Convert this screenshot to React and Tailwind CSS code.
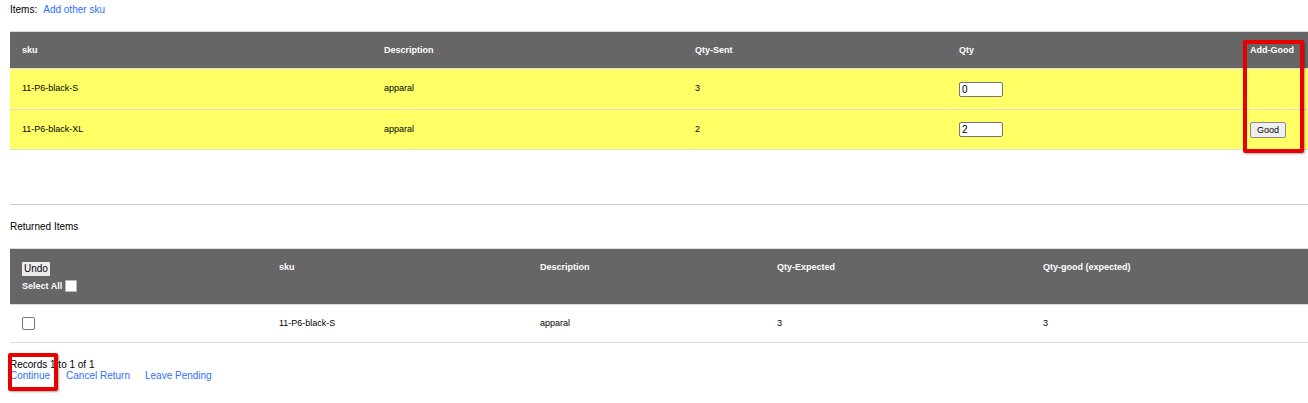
import React from "react";

function Link({ children, className = "" }) {
  return (
    <a href="#" className={"text-[#2d6ff7] no-underline " + className}>
      {children}
    </a>
  );
}

export default function App() {
  const cols1 = "grid grid-cols-[362px_311px_264px_291px_1fr]";
  const cols2 = "grid grid-cols-[257px_261px_237px_266px_1fr]";
  return (
    <div className="font-['Liberation_Sans',Arial,sans-serif] text-[10px] text-black bg-white pl-[10px] min-h-[403px]">
      <div className="h-[18px] leading-[20px] flex">
        <span>Items:</span>
        <Link className="ml-[6px]">Add other sku</Link>
      </div>

      <div className="relative mt-[13px] border-t border-[#dcdcdc] text-[9px]">
        <div className={cols1 + " h-[36px] bg-[#666666] items-center text-white font-bold pt-[2px]"}>
          <div className="pl-[12px]">sku</div>
          <div className="pl-[12px]">Description</div>
          <div className="pl-[12px]">Qty-Sent</div>
          <div className="pl-[12px]">Qty</div>
          <div className="pl-[12px]">Add-Good</div>
        </div>
        <div className={cols1 + " h-[41px] border-t border-[#dcdcdc] bg-[#ffff66] items-center"}>
          <div className="pl-[12px]">11-P6-black-S</div>
          <div className="pl-[12px]">apparal</div>
          <div className="pl-[12px]">3</div>
          <div className="pl-[12px]">
            <input
              defaultValue="0"
              className="w-[44px] h-[15px] border border-[#767676] rounded-[2px] bg-white px-[2px] text-[10px] leading-[13px] block"
            />
          </div>
          <div className="pl-[12px]"></div>
        </div>
        <div className={cols1 + " h-[41px] border-t border-b border-[#dcdcdc] bg-[#ffff66] items-center"}>
          <div className="pl-[12px]">11-P6-black-XL</div>
          <div className="pl-[12px]">apparal</div>
          <div className="pl-[12px]">2</div>
          <div className="pl-[12px]">
            <input
              defaultValue="2"
              className="w-[44px] h-[15px] border border-[#767676] rounded-[2px] bg-white px-[2px] text-[10px] leading-[13px] block"
            />
          </div>
          <div className="pl-[12px]">
            <button className="w-[36px] h-[16px] border border-[#8a8a8a] rounded-[2px] bg-[#efefef] text-[9px] leading-[14px] text-black block">
              Good
            </button>
          </div>
        </div>
        <div className="absolute left-[1233px] top-[8px] w-[61px] h-[113px] border-[4px] border-[#e60000] rounded-[2px] shadow-[1px_1px_2px_rgba(0,0,0,0.35)]"></div>
      </div>

      <div className="mt-[54px] border-t border-[#cccccc]"></div>

      <div className="mt-[13px] h-[18px] leading-[18px]">Returned Items</div>

      <div className="mt-[12px] border-t border-[#dcdcdc] text-[9px]">
        <div className={cols2 + " h-[55px] bg-[#666666] items-start pt-[13px] text-white font-bold"}>
          <div className="pl-[12px]">
            <button className="h-[14px] px-[2px] bg-[#ececec] rounded-[1px] text-black font-normal text-[10px] leading-[14px] block">
              Undo
            </button>
            <div className="flex items-end mt-[4px] h-[12px]">
              <span className="leading-[11px]">Select All</span>
              <span className="ml-[3px] w-[12px] h-[12px] bg-white border border-[#bbbbbb] rounded-[1px] inline-block"></span>
            </div>
          </div>
          <div className="pl-[12px] leading-[11px]">sku</div>
          <div className="pl-[12px] leading-[11px]">Description</div>
          <div className="pl-[12px] leading-[11px]">Qty-Expected</div>
          <div className="pl-[12px] leading-[11px]">Qty-good (expected)</div>
        </div>
        <div className={cols2 + " h-[39px] border-t border-b border-[#dcdcdc] bg-white items-center"}>
          <div className="pl-[12px]">
            <span className="block w-[13px] h-[13px] border border-[#767676] rounded-[2px] bg-white"></span>
          </div>
          <div className="pl-[12px]">11-P6-black-S</div>
          <div className="pl-[12px]">apparal</div>
          <div className="pl-[12px]">3</div>
          <div className="pl-[12px]">3</div>
        </div>
      </div>

      <div className="relative mt-[16px] leading-[11px]">
        <div>Records 1 to 1 of 1</div>
        <div className="flex">
          <Link>Continue</Link>
          <Link className="ml-[16px]">Cancel Return</Link>
          <Link className="ml-[15px]">Leave Pending</Link>
        </div>
        <div className="absolute left-[-2px] top-[-6px] w-[50px] h-[38px] border-[4px] border-[#e60000] rounded-[2px] shadow-[1px_1px_2px_rgba(0,0,0,0.35)]"></div>
      </div>
    </div>
  );
}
- - - - - - -
THE PROBLEM: Return every line in the listing that contains the word "React".

ANSWER BELOW:
Convert this screenshot to React and Tailwind CSS code.
import React from "react";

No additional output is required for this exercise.